The company reported a 14% rise in revenue to Rs 24,631 crore in FY25 and a 46% jump in profit after tax to Rs 2,203 crore, with a strong EBITDA margin of 12.8% and PAT margin of 9%. It remains debt-free with a robust ROCE of 43% and ROE of 37%, signaling operational strength.

What’s working for LG

1. Strong market leadership across product categories such as TVs, refrigerators, and air conditioners.

2. Zero debt and high profitability.

3. Attractive pricing compared with peers in the consumer durables space.

4. Expanding manufacturing capacity, including new investments to make India a global production hub.

5. Trusted brand value and parent support from LG Electronics Korea.

Investor outlook

Despite being a pure OFS, which means no fresh funds will flow into the company, the issue has drawn solid interest due to its dominant industry position, consistent growth, and compelling valuation. Analysts believe the IPO’s appeal lies in its mix of brand strength, profitability, and reasonable pricing amid a crowded IPO calendar.

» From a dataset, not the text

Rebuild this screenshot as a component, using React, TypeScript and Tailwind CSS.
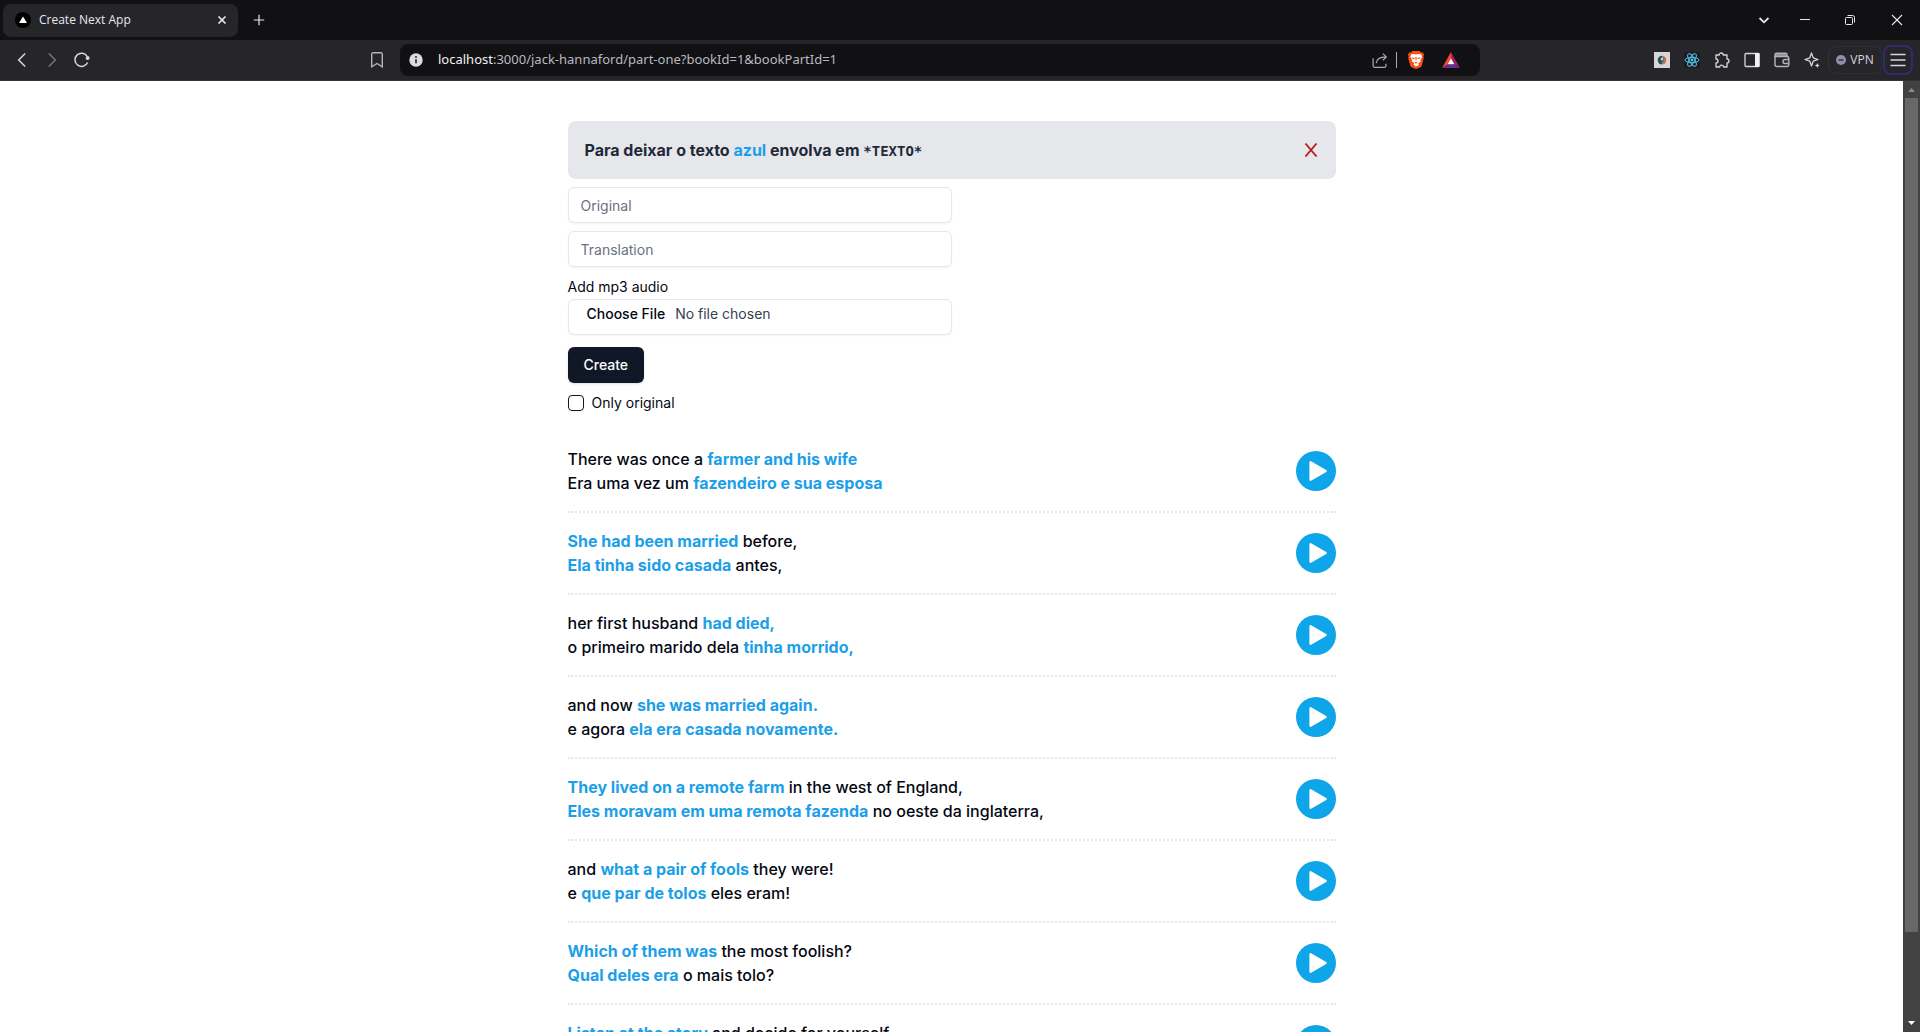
import React from "react";

type Part = [text: string, marked?: boolean];
type Phrase = { id: number; original: Part[]; translation: Part[] };

const phrases: Phrase[] = [
  {
    id: 1,
    original: [["There was once a "], ["farmer and his wife", true]],
    translation: [["Era uma vez um "], ["fazendeiro e sua esposa", true]],
  },
  {
    id: 2,
    original: [["She had been married", true], [" before,"]],
    translation: [["Ela tinha sido casada", true], [" antes,"]],
  },
  {
    id: 3,
    original: [["her first husband "], ["had died,", true]],
    translation: [["o primeiro marido dela "], ["tinha morrido,", true]],
  },
  {
    id: 4,
    original: [["and now "], ["she was married again.", true]],
    translation: [["e agora "], ["ela era casada novamente.", true]],
  },
  {
    id: 5,
    original: [["They lived on a remote farm", true], [" in the west of England,"]],
    translation: [["Eles moravam em uma remota fazenda", true], [" no oeste da inglaterra,"]],
  },
  {
    id: 6,
    original: [["and "], ["what a pair of fools", true], [" they were!"]],
    translation: [["e "], ["que par de tolos", true], [" eles eram!"]],
  },
  {
    id: 7,
    original: [["Which of them was", true], [" the most foolish?"]],
    translation: [["Qual deles era", true], [" o mais tolo?"]],
  },
  {
    id: 8,
    original: [["Listen at the story", true], [" and decide for yourself."]],
    translation: [["Ouça a história", true], [" e decida por si mesmo."]],
  },
];

function IconButton({ label, className = "", children }: { label: string; className?: string; children: React.ReactNode }) {
  return (
    <button type="button" aria-label={label} className={`flex shrink-0 items-center justify-center ${className}`}>
      {children}
    </button>
  );
}

function TabStrip() {
  return (
    <div className="flex h-10 shrink-0 items-center justify-between bg-[#111113] pl-[3px] text-[#e8e8ec]">
      <div className="flex items-center">
        <div className="flex h-[33px] w-[235px] items-center rounded-lg bg-[#26252a] pl-3 pr-2">
          <svg className="size-4 shrink-0" viewBox="0 0 16 16" aria-hidden="true">
            <circle cx="8" cy="8" r="8" fill="#000" />
            <path d="M8 4.500 12 11H4z" fill="#fff" />
          </svg>
          <span className="ml-2 grow font-['Open_Sans','Noto_Sans',sans-serif] text-xs">Create Next App</span>
          <IconButton label="Close tab" className="size-4">
            <svg className="size-4" viewBox="0 0 16 16" fill="none" stroke="currentColor" strokeWidth="1.700" aria-hidden="true">
              <path d="M4.500 4.500l7 7M11.500 4.500l-7 7" />
            </svg>
          </IconButton>
        </div>
        <IconButton label="New tab" className="ml-3 h-4 w-[18px]">
          <svg className="size-4" viewBox="0 0 16 16" fill="none" stroke="currentColor" strokeWidth="1.200" aria-hidden="true">
            <path d="M8 2.800v10.400M2.800 8h10.400" />
          </svg>
        </IconButton>
      </div>
      <div className="flex items-center">
        <IconButton label="Search tabs" className="size-10">
          <svg className="size-4" viewBox="0 0 16 16" fill="none" stroke="currentColor" strokeWidth="1.800" aria-hidden="true">
            <path d="M3.500 6 8 10.300 12.500 6" />
          </svg>
        </IconButton>
        <IconButton label="Minimize" className="h-10 w-[42px]">
          <svg className="size-4" viewBox="0 0 16 16" fill="none" stroke="currentColor" aria-hidden="true">
            <path d="M3 7.500h10" />
          </svg>
        </IconButton>
        <IconButton label="Restore" className="h-10 w-12">
          <svg className="size-4" viewBox="0 0 16 16" fill="none" stroke="currentColor" aria-hidden="true">
            <rect x="3.500" y="5.500" width="7" height="7" rx="1" />
            <path d="M5.500 3.500h5a2 2 0 0 1 2 2v5" />
          </svg>
        </IconButton>
        <IconButton label="Close" className="h-10 w-[46px]">
          <svg className="size-4" viewBox="0 0 16 16" fill="none" stroke="currentColor" strokeWidth="1.100" aria-hidden="true">
            <path d="M3 3l10 10M13 3 3 13" />
          </svg>
        </IconButton>
      </div>
    </div>
  );
}

function AddressBar() {
  return (
    <div className="flex h-8 w-[1080px] min-w-0 shrink items-center rounded-lg bg-[#111113] pl-2 pr-5">
      <svg className="size-4 shrink-0" viewBox="0 0 16 16" aria-hidden="true">
        <circle cx="8" cy="8" r="6.700" fill="#dcdce3" />
        <path d="M8 7.200v4" stroke="#111113" strokeWidth="1.500" />
        <circle cx="8" cy="5" r="0.900" fill="#111113" />
      </svg>
      <a
        href="#part-one"
        className="ml-3.5 min-w-0 grow truncate font-['Noto_Sans',sans-serif] text-[13px] text-[#b9b9c0]"
      >
        <span className="text-[#f0f0f4]">localhost</span>:3000/jack-hannaford/part-one?bookId=1&amp;bookPartId=1
      </a>
      <IconButton label="Share" className="size-4">
        <svg className="size-[17px]" viewBox="0 0 17 17" fill="none" stroke="#a9a9b0" strokeWidth="1.300" aria-hidden="true">
          <path d="M1.200 6v8.200a1.500 1.500 0 0 0 1.500 1.500h10.600a1.500 1.500 0 0 0 1.500-1.500V12" />
          <path d="M4.500 11.500c.3-4 2.500-6.600 10.300-6.800M11.500 1.200l3.700 3.500-3.700 3.500" />
        </svg>
      </IconButton>
      <span className="ml-2 mr-[11px] h-4 w-px bg-[#a9a9b0]" />
      <IconButton label="Brave Shields" className="h-[18px] w-4">
        <svg className="h-[18px] w-4" viewBox="0 0 16 18" aria-hidden="true">
          <path d="M4.500 0h7l1.600 1.600 1.700-.2 1.200 2.200-.6 1.800.4 1.400-2 7.700c-.3 1-1 1.500-1.700 2L8 18l-4.100-1.500c-.7-.5-1.400-1-1.700-2L.2 6.800l.4-1.400L0 3.600l1.200-2.200 1.700.2z" fill="#fb5013" />
          <path d="M3.300 3.300 6 3l2 .4L10 3l2.700.3 1.500 2.300-2 3.400.6 1.400-2.500 1.800.7 1.700L8 15.500l-2.500-1.900.7-1.700-2.500-1.800.6-1.400-2-3z" fill="#fff" />
          <path d="M3.600 6.200 6.600 7 6.300 8.300 4.500 7.800zM12.400 6.200 9.400 7l.3 1.300 1.800-.5zM7.300 6h1.400L8.400 9.500h-.8zM6.300 11.600 8 10.800l1.700.8L8 12.800z" fill="#fb5013" />
        </svg>
      </IconButton>
      <IconButton label="Brave Rewards" className="ml-[18px] h-4 w-[18px]">
        <svg className="h-4 w-[18px]" viewBox="0 0 18 16" aria-hidden="true">
          <path d="M9 0 0 16l5.600-3.800L9 6.200z" fill="#ff4724" />
          <path d="M9 0v6.200l3.400 6L18 16z" fill="#9e1f63" />
          <path d="M0 16h18l-5.600-3.800H5.600z" fill="#662d91" />
          <path d="M9 6.200 5.600 12.200h6.800z" fill="#fff" />
        </svg>
      </IconButton>
    </div>
  );
}

function Toolbar() {
  return (
    <div className="flex h-[41px] shrink-0 items-center justify-between border-b border-[#33323a] bg-[#26252a] pr-[7px] text-[#d6d6dc]">
      <div className="flex min-w-0 shrink items-center">
        <IconButton label="Back" className="ml-3.5 size-4">
          <svg className="size-4" viewBox="0 0 16 16" fill="none" stroke="currentColor" strokeWidth="1.500" aria-hidden="true">
            <path d="M11.200 1.500 4.700 8l6.500 6.500" />
          </svg>
        </IconButton>
        <IconButton label="Forward" className="ml-3.5 size-4 text-[#77767e]">
          <svg className="size-4" viewBox="0 0 16 16" fill="none" stroke="currentColor" strokeWidth="1.400" aria-hidden="true">
            <path d="M4.800 1.500 11.300 8l-6.500 6.500" />
          </svg>
        </IconButton>
        <IconButton label="Reload" className="ml-3.5 size-4">
          <svg className="size-4" viewBox="0 0 16 16" fill="none" stroke="currentColor" strokeWidth="1.500" aria-hidden="true">
            <path d="M13.600 10.500A6.600 6.600 0 1 1 13.300 4.500" />
            <circle cx="13.600" cy="6" r="2" fill="currentColor" stroke="none" />
          </svg>
        </IconButton>
        <IconButton label="Bookmark" className="ml-[279px] mr-[15px] size-4">
          <svg className="size-4" viewBox="0 0 16 16" fill="none" stroke="#b4b4bb" strokeWidth="1.400" aria-hidden="true">
            <path d="M2.700 14.800V2.200A1.500 1.500 0 0 1 4.200.8h7.600a1.500 1.500 0 0 1 1.500 1.400v12.600L8 11.500z" />
          </svg>
        </IconButton>
        <AddressBar />
      </div>
      <div className="flex shrink-0 items-center gap-3.5">
        <IconButton label="Extension" className="size-4">
          <svg className="size-4" viewBox="0 0 16 16" aria-hidden="true">
            <rect width="16" height="16" fill="#d8d5d4" />
            <path d="M8 3.800a4.300 4.300 0 1 0 0 8.600z" fill="#27505e" />
            <path d="M8 3.800a4.300 4.300 0 0 1 0 8.600z" fill="#c9713f" />
            <path d="M7 6.500 10.500 6 9.500 10 7 9.500z" fill="#2f6f9a" />
            <circle cx="8" cy="7" r="1.200" fill="#bfe3ea" />
          </svg>
        </IconButton>
        <IconButton label="React Developer Tools" className="size-4 bg-[#1d1d20]">
          <svg className="size-4" viewBox="0 0 16 16" fill="none" stroke="#4fc3e8" aria-hidden="true">
            <ellipse cx="8" cy="8" rx="7" ry="2.700" />
            <ellipse cx="8" cy="8" rx="7" ry="2.700" transform="rotate(60 8 8)" />
            <ellipse cx="8" cy="8" rx="7" ry="2.700" transform="rotate(120 8 8)" />
            <circle cx="8" cy="8" r="1.400" fill="#4fc3e8" stroke="none" />
          </svg>
        </IconButton>
        <IconButton label="Extensions" className="size-4">
          <svg className="size-4" viewBox="0 0 16 16" fill="none" stroke="currentColor" strokeWidth="1.300" strokeLinejoin="round" aria-hidden="true">
            <path d="M2 3h3.200a2 2 0 0 1 4 0H13v4a2 2 0 0 1 0 4v4H9.500a1.900 1.900 0 0 0-3.800 0H2v-4a2 2 0 0 0 0-4z" />
          </svg>
        </IconButton>
        <IconButton label="Sidebar" className="size-4">
          <svg className="size-4" viewBox="0 0 16 16" aria-hidden="true">
            <rect x="1" y="1.500" width="14" height="13" rx="1" fill="none" stroke="currentColor" strokeWidth="1.300" />
            <path d="M11 1h4.500v14H11z" fill="#f2f2f5" />
          </svg>
        </IconButton>
        <IconButton label="Wallet" className="size-4">
          <svg className="size-4" viewBox="0 0 16 16" fill="none" stroke="#b4b4bb" strokeWidth="1.400" aria-hidden="true">
            <path d="M1 4.500V3a1.700 1.700 0 0 1 1.700-1.700h8.600A1.700 1.700 0 0 1 13 3v1.500z" fill="#8f8f96" />
            <path d="M1 4v8.500a2 2 0 0 0 2 2h10a1.800 1.800 0 0 0 1.800-1.800V6A1.800 1.800 0 0 0 13 4.500" />
            <path d="M14.800 7.500H11a2 2 0 0 0 0 4h3.800" />
          </svg>
        </IconButton>
        <IconButton label="Leo AI" className="size-4">
          <svg className="size-4" viewBox="0 0 16 16" fill="none" stroke="currentColor" strokeWidth="1.300" strokeLinejoin="round" aria-hidden="true">
            <path d="M7.500 1 9.200 5.800 14 7.500 9.200 9.200 7.500 14 5.800 9.200 1 7.500 5.800 5.800z" />
            <path d="M13.300 11l.8 1.700 1.700.8-1.700.8-.8 1.700-.8-1.700-1.700-.8 1.700-.8z" fill="currentColor" stroke="none" />
          </svg>
        </IconButton>
        <div className="-ml-1.5 flex items-center">
          <button
            type="button"
            className="flex h-7 w-[54px] items-center justify-center gap-1 rounded-lg border border-[#302f36] font-['Open_Sans','Noto_Sans',sans-serif] text-xs"
          >
            <svg className="size-2.5" viewBox="0 0 10 10" aria-hidden="true">
              <circle cx="5" cy="5" r="5" fill="#8f8fa8" />
              <path d="M2.500 5h5" stroke="#26252a" strokeWidth="1.300" />
            </svg>
            VPN
          </button>
          <IconButton label="Menu" className="ml-px size-[30px] rounded-lg border-2 border-[#2f2c6e]">
            <svg className="size-4" viewBox="0 0 16 16" stroke="currentColor" strokeWidth="1.300" aria-hidden="true">
              <path d="M.5 2.500h15M.5 8h15M.5 13.500h15" />
            </svg>
          </IconButton>
        </div>
      </div>
    </div>
  );
}

function Scrollbar() {
  return (
    <div className="flex w-[17px] shrink-0 flex-col items-center bg-[#424242]" aria-hidden="true">
      <svg className="size-[17px] shrink-0" viewBox="0 0 17 17">
        <path d="M5 11h7L8.500 7z" fill="#8a8a8a" />
      </svg>
      <div className="w-[13px] grow-[10] bg-[#686868]" />
      <div className="grow" />
      <svg className="size-[17px] shrink-0" viewBox="0 0 17 17">
        <path d="M5 6h7L8.500 10z" fill="#fff" />
      </svg>
    </div>
  );
}

function Line({ parts }: { parts: Part[] }) {
  return (
    <p>
      {parts.map(([text, marked], i) =>
        marked ? (
          <strong key={i} className="font-bold text-[#1c9fe8]">
            {text}
          </strong>
        ) : (
          <span key={i}>{text}</span>
        ),
      )}
    </p>
  );
}

function PhraseRow({ phrase }: { phrase: Phrase }) {
  return (
    <li className="flex items-center justify-between border-b-2 border-dotted border-gray-200 py-4">
      <div className="font-medium">
        <Line parts={phrase.original} />
        <Line parts={phrase.translation} />
      </div>
      <IconButton label={`Play phrase ${phrase.id}`} className="size-10 rounded-full bg-[#0ea5e9]">
        <svg className="size-10" viewBox="0 0 40 40" aria-hidden="true">
          <path d="M14.500 11.200v17.600L29.700 20z" fill="#fff" stroke="#fff" strokeWidth="2.200" strokeLinejoin="round" />
        </svg>
      </IconButton>
    </li>
  );
}

const fieldClass =
  "h-9 w-full rounded-md border border-gray-200 bg-white px-3 py-1 text-sm shadow-xs placeholder:text-gray-500";

function PhraseForm() {
  return (
    <form className="mt-2 w-1/2">
      <input className={fieldClass} aria-label="Original" placeholder="Original" />
      <input className={`mt-2 ${fieldClass}`} aria-label="Translation" placeholder="Translation" />
      <label htmlFor="audio" className="mt-2 block py-0.5 text-sm">
        Add mp3 audio
      </label>
      <input
        id="audio"
        type="file"
        accept="audio/mpeg"
        className="h-9 w-full rounded-md border border-gray-200 bg-white px-3 py-1 text-sm text-gray-700 shadow-xs file:px-1.5 file:font-medium file:text-gray-950"
      />
      <button type="submit" className="mt-3 flex h-9 items-center rounded-md bg-gray-900 px-4 text-sm font-medium text-gray-50 shadow-sm">
        Create
      </button>
    </form>
  );
}

export default function App() {
  return (
    <div className="flex h-screen flex-col overflow-hidden">
      <TabStrip />
      <Toolbar />
      <div className="flex min-h-0 grow">
        <main className="min-w-0 grow overflow-hidden bg-white px-4 pt-10 font-['Inter',sans-serif] text-base text-gray-950">
          <div className="mx-auto max-w-3xl">
            <div className="flex h-[58px] items-center justify-between rounded-lg bg-gray-200 pl-[17px] pr-[15px] font-bold text-gray-800">
              <p>
                Para deixar o texto <span className="text-[#1c9fe8]">azul</span> envolva em{" "}
                <code className="font-['DejaVu_Sans_Mono',monospace] text-sm">*TEXTO*</code>
              </p>
              <IconButton label="Dismiss" className="size-5">
                <svg className="size-5" viewBox="0 0 20 20" fill="none" stroke="#b91c1c" strokeWidth="1.900" aria-hidden="true">
                  <path d="M4.500 3.500 15.500 16.500M15.500 3.500 4.500 16.500" />
                </svg>
              </IconButton>
            </div>
            <PhraseForm />
            <div className="mt-3 flex items-center gap-2 text-sm">
              <input
                id="only-original"
                type="checkbox"
                className="size-4 appearance-none rounded-sm border border-gray-900 bg-white shadow-xs checked:bg-gray-900"
              />
              <label htmlFor="only-original" className="leading-4">
                Only original
              </label>
            </div>
            <ul className="mt-5">
              {phrases.map((phrase) => (
                <PhraseRow key={phrase.id} phrase={phrase} />
              ))}
            </ul>
          </div>
        </main>
        <Scrollbar />
      </div>
    </div>
  );
}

With a 24% GMP and strong institutional participation expected, the listing could mirror the optimism around India’s premium consumer goods sector. However, long-term returns will depend on sustained demand growth, margin stability, and export expansion plans.

Key IPO dates

The subscription period will remain from October 7–9 with allotment expected on October 10. The listing is tentatively set for October 14 on both BSE and NSE.